Only one brake drum put up something resembling a feeble fight. The last one of course! But that was quickly sorted with some penetrating oil and a hammer. But despite that slight set back all parts I needed from these axles were removed and boxed within 30 minutes ...


Only thing left before sending the parts off for coating is one final check to make a stock list and tie the small parts together as much as possible. Always good to have at hand when the parts return in one big heap. The big disadvantage of zinc plating/galvanising, as it is a bulk process.

And as I did have the hang of the rear brakes I used this weekend's fine weather to renew the rear brake cylinders on the DHC. A few weeks ago a check over of the back axle turned up a starting leak on one the cylinders. As they were fitted to the car well before I started its restoration in 2008 I decided to order two new ones. And with Club Triumph's 10 Countries Run just 16 weeks away I thought it better not to take any chances with repair kits.

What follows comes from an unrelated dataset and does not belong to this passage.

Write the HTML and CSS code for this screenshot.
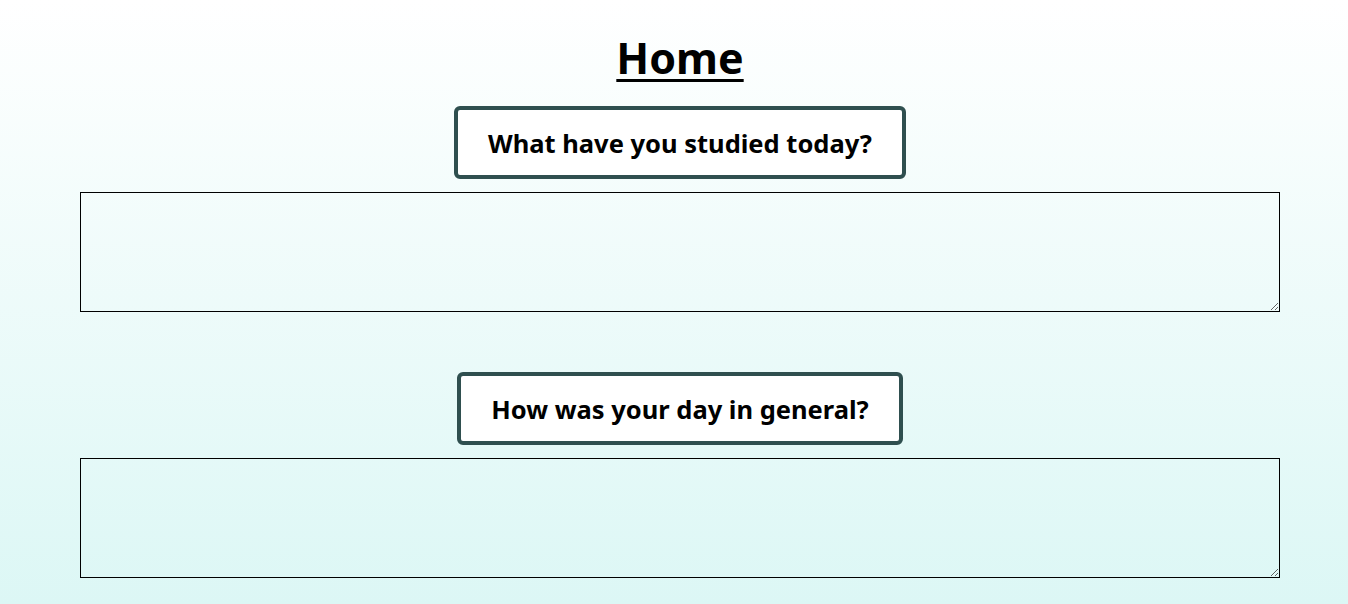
FILE: index.html
```html
<!DOCTYPE html>
<html lang="en">
<head>
<meta charset="utf-8">
<title>Home</title>
<link rel="stylesheet" href="styles.css">
</head>
<body>
<main class="page">
  <h1 class="title">Home</h1>
  <section class="entry">
    <h2 class="question">What have you studied today?</h2>
    <textarea class="answer"></textarea>
  </section>
  <section class="entry entry-second">
    <h2 class="question">How was your day in general?</h2>
    <textarea class="answer"></textarea>
  </section>
</main>
</body>
</html>
```

FILE: styles.css
```css
html, body {
  margin: 0;
  padding: 0;
  height: 100%;
}
body {
  background: linear-gradient(to bottom, #ffffff 0%, #dcf7f5 100%);
  font-family: "Segoe UI", "Noto Sans", "Open Sans", sans-serif;
  color: #000;
  overflow: hidden;
}
.page {
  width: 1200px;
  margin-left: 80px;
  display: flex;
  flex-direction: column;
  align-items: center;
}
.title {
  margin: 28px 0 0;
  font-size: 43px;
  font-weight: 700;
  line-height: 60px;
  text-decoration: underline;
  text-decoration-thickness: 3px;
  text-underline-offset: 5px;
}
.entry {
  width: 100%;
  display: flex;
  flex-direction: column;
  align-items: center;
  margin-top: 18px;
}
.entry-second {
  margin-top: 60px;
}
.question {
  margin: 0;
  box-sizing: border-box;
  height: 73px;
  padding: 0 30px;
  display: flex;
  align-items: center;
  background: #ffffff;
  border: 4px solid #2f4f4f;
  border-radius: 6px;
  font-size: 25.5px;
  font-weight: 700;
}
.answer {
  margin-top: 13px;
  box-sizing: border-box;
  width: 1200px;
  height: 120px;
  border: 1px solid #000;
  background: transparent;
  display: block;
}
```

For the rest it was all pretty straightforward. Safe for a small plug, meant to stop the brake fluid from running out with the brake line disconnected, not fitting! Luckily I had a drip tray at hand, otherwise it would have become rather messy on the drive. And it was the first time I could try this rather handy little tool. Makes fitting the spring clips that hold the cylinders to the back plate the proverbial piece of cake ...



Just need to bleed them, so waiting for brake fluid and an assistant.